The CARONIA is not for everyone. For one thing she can be very expensive and some people think she does not offer the kind of facilities a ship of her price range should. For other people, the high percentage of German passengers is a great turn? off. I've been lucky, when I have sailed in this ship there has usually been a congenial mix of "thirds" a "third" American, a "third" British and a "third" German. With her new name, we suspect she'll attract even more passengers from the U.K. But whatever the nationality, and the CARONIA is popular with affluent people of many nationalities, everyone seems to speak English...so you needn't have any language worry here...
The CARONIA can be quite social and here, appearances, as well as who you are, can mean a lot. Yes, some of the passengers ARE elitist, they expect you might be, too...
We certainly hope that the newest version of Cunard Line, now owned by Carnival Cruises, hasn't spoiled a winner of a ship by renaming a couple of public rooms and enhancing spaces designed to extract your mad money.

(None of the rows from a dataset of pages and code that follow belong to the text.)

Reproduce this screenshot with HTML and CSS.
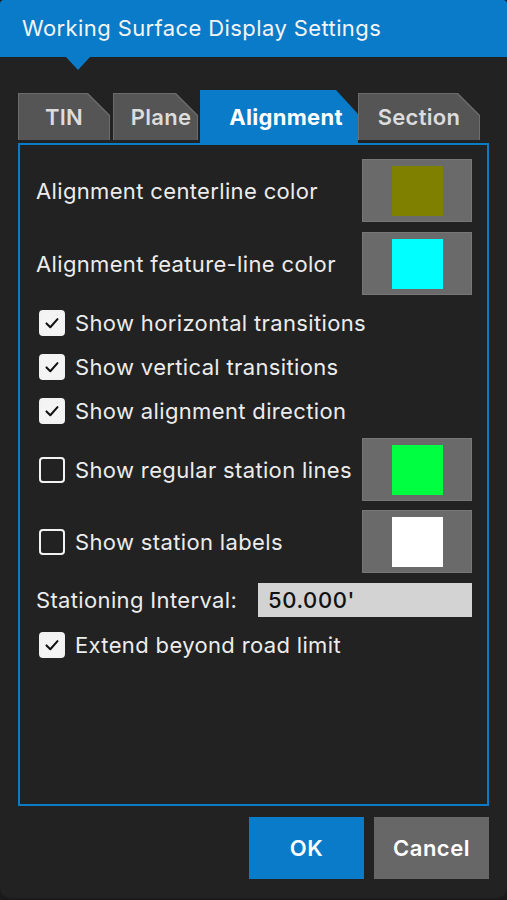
FILE: index.html
```html
<!doctype html>
<html>
	<head>
		<meta charset="utf-8">
		<link rel="stylesheet" href="styles.css">
	</head>
	<body>
		<div class="dialog">
			<div class="dialog-head">Working Surface Display Settings</div>

			<div class="tabs">
				<div class="tab tab-tin"><div class="tab-face">TIN</div></div>
				<div class="tab tab-plane"><div class="tab-face">Plane</div></div>
				<div class="tab tab-active"><div class="tab-face">Alignment</div></div>
				<div class="tab tab-section"><div class="tab-face">Section</div></div>
			</div>

			<div class="panel">
				<div class="row color-row">
					<span class="label">Alignment centerline color</span>
					<div class="swatch"><span class="chip chip-olive"></span></div>
				</div>
				<div class="row color-row row-gap">
					<span class="label">Alignment feature-line color</span>
					<div class="swatch"><span class="chip chip-cyan"></span></div>
				</div>

				<label class="row check-row first-check">
					<span class="checkbox checked"><svg viewBox="0 0 26 26"><path d="M6.5 13.5l4.5 4.5l8.5-9.5"/></svg></span>
					<span class="label">Show horizontal transitions</span>
				</label>
				<label class="row check-row">
					<span class="checkbox checked"><svg viewBox="0 0 26 26"><path d="M6.5 13.5l4.5 4.5l8.5-9.5"/></svg></span>
					<span class="label">Show vertical transitions</span>
				</label>
				<label class="row check-row">
					<span class="checkbox checked"><svg viewBox="0 0 26 26"><path d="M6.5 13.5l4.5 4.5l8.5-9.5"/></svg></span>
					<span class="label">Show alignment direction</span>
				</label>

				<div class="row color-row station-lines">
					<label class="check-inline">
						<span class="checkbox"></span>
						<span class="label">Show regular station lines</span>
					</label>
					<div class="swatch"><span class="chip chip-green"></span></div>
				</div>
				<div class="row color-row station-labels">
					<label class="check-inline">
						<span class="checkbox"></span>
						<span class="label">Show station labels</span>
					</label>
					<div class="swatch"><span class="chip chip-white"></span></div>
				</div>

				<div class="row input-row">
					<span class="label">Stationing Interval:</span>
					<div class="text-input">50.000'</div>
				</div>

				<label class="row check-row extend">
					<span class="checkbox checked"><svg viewBox="0 0 26 26"><path d="M6.5 13.5l4.5 4.5l8.5-9.5"/></svg></span>
					<span class="label">Extend beyond road limit</span>
				</label>
			</div>

			<div class="buttons">
				<div class="btn btn-ok">OK</div>
				<div class="btn btn-cancel">Cancel</div>
			</div>
		</div>
	</body>
</html>
```

FILE: styles.css
```css
body {
	margin: 0;
	background: #1a1a1a;
	font-family: Inter, "Noto Sans", sans-serif;
	color: #ececec;
}

.dialog {
	width: 507px;
	height: 898px;
	background: #222222;
	border-radius: 4px 4px 10px 10px;
	overflow: hidden;
	position: relative;
}

.dialog-head {
	height: 57px;
	background: #0a7bc8;
	color: #f4f4f4;
	font-size: 22px;
	letter-spacing: 0.4px;
	line-height: 57px;
	padding-left: 22px;
	position: relative;
}

.dialog-head:after {
	content: "";
	position: absolute;
	left: 66px;
	top: 57px;
	border-left: 12px solid transparent;
	border-right: 12px solid transparent;
	border-top: 13px solid #0a7bc8;
}

.tabs {
	display: flex;
	align-items: flex-end;
	margin: 33px 0 0 18px;
	height: 53px;
}

.tab {
	height: 47px;
	margin-bottom: 3px;
	background: #6c6c6c;
	padding: 1px 1px 0 1px;
	box-sizing: border-box;
	clip-path: polygon(0 0, calc(100% - 22px) 0, 100% 22px, 100% 100%, 0 100%);
}

.tab-face {
	height: 100%;
	background: #555555;
	color: #dcdcdc;
	font-size: 22px;
	font-weight: 600;
	letter-spacing: 0.3px;
	display: flex;
	align-items: center;
	justify-content: center;
	box-sizing: border-box;
	clip-path: polygon(0 0, calc(100% - 22px) 0, 100% 22px, 100% 100%, 0 100%);
}

.tab-tin {
	width: 92px;
	margin-right: 3px;
}

.tab-plane {
	width: 85px;
	margin-right: 2px;
}

.tab-plane .tab-face {
	padding-left: 11px;
}

.tab-active {
	width: 158px;
	height: 53px;
	margin-bottom: 0;
	background: #0a7bc8;
	padding: 0;
	position: relative;
	z-index: 1;
	clip-path: polygon(0 0, calc(100% - 22px) 0, 100% 24px, 100% 100%, 0 100%);
}

.tab-active .tab-face {
	background: #0a7bc8;
	color: #ffffff;
	font-weight: 700;
	padding-left: 14px;
	clip-path: none;
}

.tab-section {
	width: 122px;
}

.panel {
	width: 471px;
	height: 663px;
	margin-left: 18px;
	border: 2px solid #0a7bc8;
	box-sizing: border-box;
	padding: 14px 15px 0 16px;
	display: flex;
	flex-direction: column;
}

.row {
	display: flex;
	align-items: center;
}

.label {
	font-size: 22px;
	letter-spacing: 0.35px;
	color: #ececec;
	white-space: nowrap;
}

.color-row {
	height: 63px;
	justify-content: space-between;
	flex-shrink: 0;
}

.row-gap {
	margin-top: 10px;
}

.swatch {
	width: 110px;
	height: 63px;
	background: #6a6a6a;
	border: 1px solid #777777;
	box-sizing: border-box;
	display: flex;
	align-items: center;
	justify-content: center;
	flex-shrink: 0;
}

.chip {
	width: 51px;
	height: 50px;
}

.chip-olive {
	background: #808000;
}

.chip-cyan {
	background: #00ffff;
}

.chip-green {
	background: #00ff40;
}

.chip-white {
	background: #ffffff;
}

.check-row {
	height: 44px;
	flex-shrink: 0;
	padding-left: 3px;
}

.first-check {
	margin-top: 6px;
}

.check-inline {
	display: flex;
	align-items: center;
	padding-left: 3px;
}

.checkbox {
	width: 26px;
	height: 26px;
	border: 2px solid #f2f2f2;
	border-radius: 4px;
	box-sizing: border-box;
	margin-right: 10px;
	flex-shrink: 0;
}

.checkbox.checked {
	background: #f4f4f4;
}

.checkbox svg {
	display: block;
	width: 22px;
	height: 22px;
}

.checkbox path {
	fill: none;
	stroke: #111111;
	stroke-width: 2.4;
	stroke-linecap: round;
	stroke-linejoin: round;
}

.station-lines {
	margin-top: 5px;
}

.station-labels {
	margin-top: 9px;
}

.input-row {
	margin-top: 10px;
	height: 34px;
	justify-content: space-between;
	flex-shrink: 0;
}

.text-input {
	width: 214px;
	height: 34px;
	background: #d3d3d3;
	color: #111111;
	font-size: 22px;
	font-weight: 500;
	letter-spacing: 0.6px;
	line-height: 34px;
	padding-left: 10px;
	box-sizing: border-box;
}

.extend {
	margin-top: 6px;
}

.buttons {
	display: flex;
	justify-content: flex-end;
	gap: 10px;
	margin: 11px 18px 0 0;
}

.btn {
	width: 115px;
	height: 62px;
	color: #ffffff;
	font-size: 22px;
	font-weight: 600;
	letter-spacing: 0.5px;
	display: flex;
	align-items: center;
	justify-content: center;
}

.btn-ok {
	background: #0a7bc8;
}

.btn-cancel {
	background: #676767;
}
```
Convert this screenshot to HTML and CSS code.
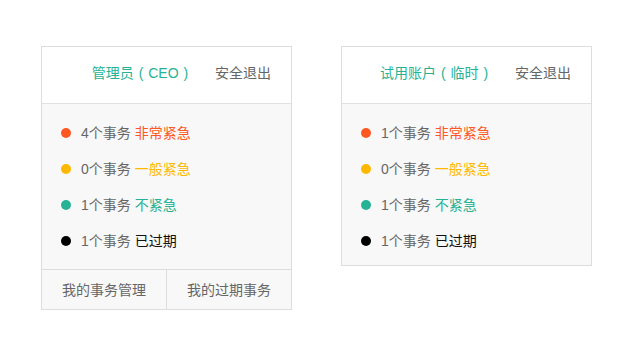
FILE: index.html
```html
<!DOCTYPE html>
<html lang="zh-CN">
<head>
<meta charset="UTF-8">
<meta name="viewport" content="width=device-width, initial-scale=1.0">
<title>事务面板</title>
<link rel="stylesheet" href="styles.css">
</head>
<body>
<div class="panels">
  <div class="card">
    <div class="card-head">
      <span class="user">管理员 ( CEO )</span>
      <a class="logout">安全退出</a>
    </div>
    <ul class="card-body">
      <li><i class="dot red"></i>4个事务 <span class="red-text">非常紧急</span></li>
      <li><i class="dot yellow"></i>0个事务 <span class="yellow-text">一般紧急</span></li>
      <li><i class="dot green"></i>1个事务 <span class="green-text">不紧急</span></li>
      <li><i class="dot black"></i>1个事务 <span class="black-text">已过期</span></li>
    </ul>
    <div class="card-foot">
      <a>我的事务管理</a>
      <a>我的过期事务</a>
    </div>
  </div>

  <div class="card">
    <div class="card-head">
      <span class="user">试用账户 ( 临时 )</span>
      <a class="logout">安全退出</a>
    </div>
    <ul class="card-body short">
      <li><i class="dot red"></i>1个事务 <span class="red-text">非常紧急</span></li>
      <li><i class="dot yellow"></i>0个事务 <span class="yellow-text">一般紧急</span></li>
      <li><i class="dot green"></i>1个事务 <span class="green-text">不紧急</span></li>
      <li><i class="dot black"></i>1个事务 <span class="black-text">已过期</span></li>
    </ul>
  </div>
</div>
</body>
</html>
```

FILE: styles.css
```css
body {
  margin: 0;
  background: #fff;
  font-family: "Liberation Sans", "Noto Sans CJK SC", sans-serif;
  font-size: 14px;
  color: #666;
}

.panels {
  display: flex;
  align-items: flex-start;
  gap: 49px;
  padding: 46px 0 0 41px;
}

.card {
  width: 251px;
  box-sizing: border-box;
  border: 1px solid #ddd;
  background: #f8f8f8;
}

.card-head {
  height: 57px;
  line-height: 52px;
  background: #fff;
  border-bottom: 1px solid #e2e2e2;
  text-align: right;
  padding-right: 20px;
  box-sizing: border-box;
}

.user {
  color: #26b294;
  margin-right: 23px;
  word-spacing: 1px;
}

.logout {
  color: #666;
  cursor: pointer;
}

.card-body {
  list-style: none;
  margin: 0;
  padding: 11px 0 10px 19px;
}

.card-body.short {
  padding-bottom: 6px;
}

.card-body li {
  height: 36px;
  line-height: 36px;
  display: flex;
  align-items: center;
  white-space: pre;
}

.dot {
  width: 10px;
  height: 10px;
  border-radius: 50%;
  margin-right: 10px;
}

.red { background: #ff5722; }
.yellow { background: #ffb800; }
.green { background: #26b294; }
.black { background: #000; }

.red-text { color: #ff5722; }
.yellow-text { color: #ffb800; }
.green-text { color: #26b294; }
.black-text { color: #111; }

.card-foot {
  display: flex;
  border-top: 1px solid #ddd;
}

.card-foot a {
  flex: 1;
  height: 39px;
  line-height: 40px;
  text-align: center;
  color: #666;
  cursor: pointer;
}

.card-foot a + a {
  border-left: 1px solid #ddd;
}
```
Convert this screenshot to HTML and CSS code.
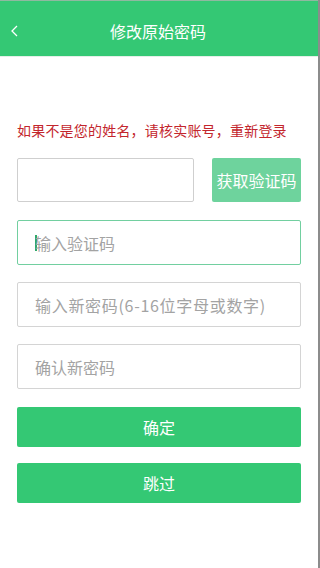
FILE: index.html
```html
<!DOCTYPE html>
<html lang="zh-CN">
<head>
<meta charset="utf-8">
<title>修改原始密码</title>
<link rel="stylesheet" href="styles.css">
</head>
<body>
<div class="page">
  <header class="topbar">
    <span class="back">
      <svg width="10" height="14" viewBox="0 0 10 14"><polyline points="7,2 2,7 7,12" fill="none" stroke="#ffffff" stroke-width="1.3"/></svg>
    </span>
    <h1 class="title">修改原始密码</h1>
  </header>
  <main class="content">
    <p class="notice">如果不是您的姓名，请核实账号，重新登录</p>
    <div class="row">
      <div class="field field-short"></div>
      <button class="btn-code">获取验证码</button>
    </div>
    <div class="field field-focus"><span class="cursor"></span><span class="ph">输入验证码</span></div>
    <div class="field"><span class="ph ph-wide">输入新密码(6-16位字母或数字)</span></div>
    <div class="field"><span class="ph">确认新密码</span></div>
    <button class="btn-main btn-ok">确定</button>
    <button class="btn-main btn-skip">跳过</button>
  </main>
</div>
</body>
</html>
```
FILE: styles.css
```css
* { box-sizing: border-box; }
html, body { margin: 0; padding: 0; background: #fff; }
body { font-family: "Noto Sans CJK SC", "Noto Sans", sans-serif; }
.page {
  width: 320px;
  height: 568px;
  border-right: 2px solid #8c8c8c;
  background: #fff;
}
.topbar {
  height: 56px;
  background: #34c874;
  border-top: 1px solid #8fb9a0;
  display: flex;
  align-items: center;
  justify-content: center;
  position: relative;
  box-shadow: 0 1px 0 #e4efe8;
}
.back {
  position: absolute;
  left: 10px;
  top: 23px;
  display: flex;
}
.title {
  margin: 0;
  font-size: 16px;
  font-weight: normal;
  color: #fff;
  line-height: 20px;
  padding-top: 4px;
  padding-right: 2px;
}
.content {
  padding: 0 17px;
  display: flex;
  flex-direction: column;
}
.notice {
  margin: 64px 0 0;
  font-size: 14px;
  line-height: 20px;
  color: #c3262d;
  letter-spacing: 0.2px;
}
.row {
  display: flex;
  justify-content: space-between;
  margin-top: 18px;
}
.field {
  height: 45px;
  border: 1px solid #d4d4d4;
  border-radius: 2px;
  display: flex;
  align-items: center;
  padding-left: 17px;
  margin-top: 17px;
}
.row .field { margin-top: 0; height: 44px; }
.field-short { width: 177px; border-color: #cfcfcf; }
.field-focus { border-color: #72cfa0; margin-top: 18px; height: 45px; }
.cursor {
  width: 2px;
  height: 16px;
  background: #2fa86b;
  margin-right: -2px;
}
.ph {
  font-size: 16px;
  color: #a3a3a3;
  line-height: 20px;
}
.ph-wide { letter-spacing: 0.7px; }
.btn-code {
  width: 89px;
  height: 44px;
  border: none;
  border-radius: 2px;
  background: #6ed39d;
  color: #fff;
  font-family: inherit;
  font-size: 16px;
  padding: 0;
}
.btn-main {
  height: 40px;
  border: none;
  border-radius: 2px;
  background: #34c874;
  color: #fff;
  font-family: inherit;
  font-size: 16px;
  padding: 0;
}
.btn-ok { margin-top: 18px; }
.btn-skip { margin-top: 16px; }
```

We also hope that the crew, at one time perhaps the most wonderful at sea, will continue to welcome passengers to "their home". Ships do have personalities, and usually, it's the crew who either make it or break it. Replacing the hints of Scandinavia with tastes of Britain will no doubt cheer some and rile others. It's of little concern to us, however, because if CARONIA still has enough VISTAFJORD spirit in her AND if we had enough money to book one of the after Promenade Rooms like cabin 180 for six months, we would...No one would hear from us and some would think we had died and gone to heaven.